CPU utilization of the Prometheus container during tombstone cleaning.

A Grafana time series plot. It shows the time from 20:00 on one day to 12:30 on the next, similar to the previous plot. On the Y axis, this one shows the memory consumption in Gigabytes. There is only one curve, which starts out at around 500 MB and then goes up to around 850 MB at 20:30. It stays around that level until 00:30, when it goes up to 900 MB. Over the next couple of hours, the memory consumption constantly increases until it reaches its 1.6 GB peak around 10:00 the next morning.

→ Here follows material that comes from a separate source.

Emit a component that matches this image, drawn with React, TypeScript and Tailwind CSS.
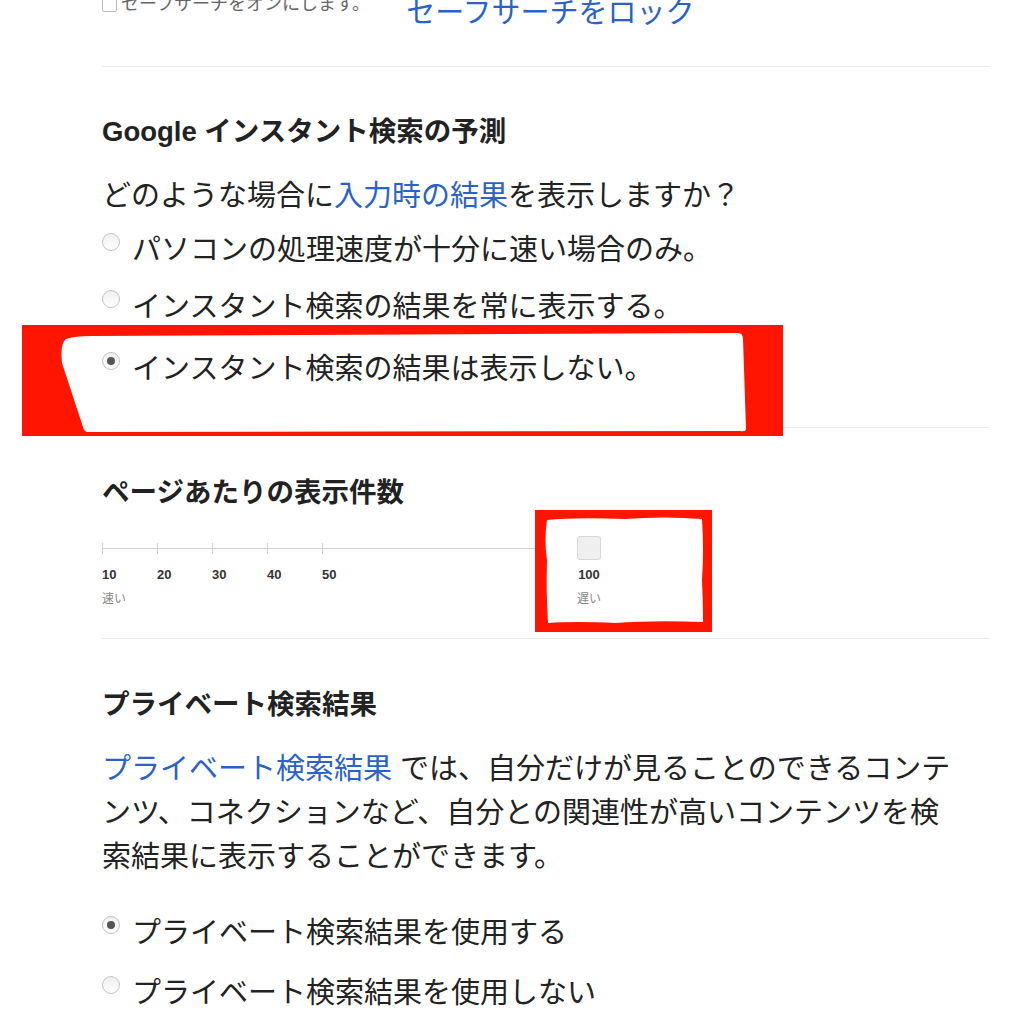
import type { ReactNode } from 'react'

const font = "font-['Liberation_Sans','Noto_Sans_CJK_JP',sans-serif]"

function Radio({ checked = false }: { checked?: boolean }) {
  return (
    <span className="mt-[1px] flex h-[18px] w-[18px] shrink-0 items-center justify-center rounded-full border border-[#c4c4c4] bg-gradient-to-b from-[#f0f0f0] to-white">
      {checked && <span className="h-[8px] w-[8px] rounded-full bg-[#555]" />}
    </span>
  )
}

function RadioRow({ checked, children, className = '' }: { checked?: boolean; children: ReactNode; className?: string }) {
  return (
    <div className={`relative flex items-start gap-[12px] text-[29px] leading-[36px] text-[#222] ${className}`}>
      <Radio checked={checked} />
      <span>{children}</span>
    </div>
  )
}

function Divider({ className = '' }: { className?: string }) {
  return <div className={`border-t border-[#ececec] ${className}`} />
}

function Heading({ children, className = '' }: { children: ReactNode; className?: string }) {
  return <h2 className={`text-[27.5px] leading-[32px] font-bold text-[#222] ${className}`}>{children}</h2>
}

const steps = ['10', '20', '30', '40', '50']

function Slider() {
  return (
    <div className="mt-[27px] flex">
      <div className="flex w-[475px] flex-col">
        <div className="flex h-[24px] items-center">
          {steps.map(s => (
            <div key={s} className="flex w-[55px] items-center">
              <div className="h-[11px] w-px bg-[#cfcfcf]" />
              <div className="h-px flex-1 bg-[#cfcfcf]" />
            </div>
          ))}
          <div className="h-px flex-1 bg-[#cfcfcf]" />
        </div>
        <div className="mt-[7px] flex text-[13px] leading-[16px] font-bold text-[#333]">
          {steps.map(s => (
            <span key={s} className="w-[55px]">{s}</span>
          ))}
        </div>
        <span className="mt-[8px] text-[12px] leading-[16px] text-[#888]">速い</span>
      </div>
      <div className="relative z-10 flex w-[24px] flex-col items-center">
        <div className="h-[24px] w-[24px] rounded-[3px] border border-[#d6d6d6] bg-[#efefef]" />
        <span className="mt-[7px] text-[13px] leading-[16px] font-bold text-[#333]">100</span>
        <span className="mt-[8px] whitespace-nowrap text-[12px] leading-[16px] text-[#888]">遅い</span>
      </div>
    </div>
  )
}

export default function App() {
  return (
    <div className={`relative h-[1024px] w-[1024px] overflow-hidden bg-white ${font}`}>
      {/* red annotation around the third radio */}
      <svg className="absolute left-[22px] top-[325px]" width="761" height="111" viewBox="0 0 761 111">
        <rect width="761" height="111" fill="#ff1500" />
        <path
          d="M44 14 Q52 11 70 11 L716 8 Q721 8 721 14 L724 104 Q724 107 718 106 L66 107 Q62 107 61 102 L40 38 Q38 18 44 14 Z"
          fill="#fff"
        />
      </svg>
      {/* red annotation around the slider end */}
      <svg className="absolute left-[535px] top-[510px]" width="177" height="122" viewBox="0 0 177 122">
        <rect width="177" height="122" fill="#ff1500" />
        <path
          d="M12 10 Q40 7 90 9 Q130 6 167 9 Q169 40 167 70 Q168 95 168 112 Q120 110 80 113 Q40 111 13 113 Q11 80 12 50 Q9 30 12 10 Z"
          fill="#fff"
        />
      </svg>

      <div className="pl-[102px] pr-[34px]">
        <div className="relative mt-[-7px] flex h-[40px] items-center">
          <div className="mb-[18px] flex items-center">
            <span className="h-[15px] w-[15px] rounded-[2px] border border-[#bdbdbd] bg-white" />
            <span className="ml-[4px] text-[18px] leading-[22px] text-[#666]">セーフサーチをオンにします。</span>
          </div>
          <a className="ml-[36px] text-[29px] leading-[40px] text-[#2a62c9]">セーフサーチをロック</a>
        </div>

        <Divider className="mt-[33px]" />

        <Heading className="mt-[49px]">Google インスタント検索の予測</Heading>

        <p className="mt-[30px] text-[29px] leading-[36px] text-[#222]">
          どのような場合に<a className="text-[#2a62c9]">入力時の結果</a>を表示しますか？
        </p>

        <RadioRow className="mt-[18px]">パソコンの処理速度が十分に速い場合のみ。</RadioRow>
        <RadioRow className="mt-[21px]">インスタント検索の結果を常に表示する。</RadioRow>
        <RadioRow checked className="mt-[26px]">インスタント検索の結果は表示しない。</RadioRow>

        <Divider className="mt-[40px]" />

        <Heading className="mt-[49px]">ページあたりの表示件数</Heading>

        <Slider />

        <Divider className="mt-[31px]" />

        <Heading className="mt-[50px]">プライベート検索結果</Heading>

        <p className="mt-[26px] w-[855px] text-[29px] leading-[44px] text-[#222]">
          <a className="text-[#2a62c9]">プライベート検索結果</a> では、自分だけが見ることのできるコンテンツ、コネクションなど、自分との関連性が高いコンテンツを検索結果に表示することができます。
        </p>

        <RadioRow checked className="mt-[36px]">プライベート検索結果を使用する</RadioRow>
        <RadioRow className="mt-[24px]">プライベート検索結果を使用しない</RadioRow>
      </div>
    </div>
  )
}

Memory utilization of the Prometheus container during tombstone cleaning.

Future approaches

All the above being said, the entire action was not really much of a success. The percentage disk utilization plot I showed in the beginning looks rather impressive, dropping the disk utilization by about 30%. But quite frankly: That’s mostly due to the 20 GB increase in the volume size. Not because of my cleanup. A more realistic picture can be seen here, which is the bytes used of the Prometheus volume up to today:

A Grafana time series plot. It shows the time from March 31st to June 28th. The curve grows consistently from 68 GiB to 104 GiB until June 9th, where it drops to 87 GiB. Then it rises again constantly until it reaches 95 GiB on June 28th.

Used bytes on the Prometheus volume in GiB.

This rate of growth isn’t really sustainable in the current setup. I will constantly run out of space on the volume. I could of course radically cut down on the retention period or on the metrics scraped, but I really don’t want to.

So in the near future, I will have to have a look at Thanos. It is already supported in kube-prometheus-stack, and it can provide long term storage in S3, which I prefer over disk volumes.

But that project has to wait until the k8s migration is done. I hope that I won’t have to repeat this action until that’s completed.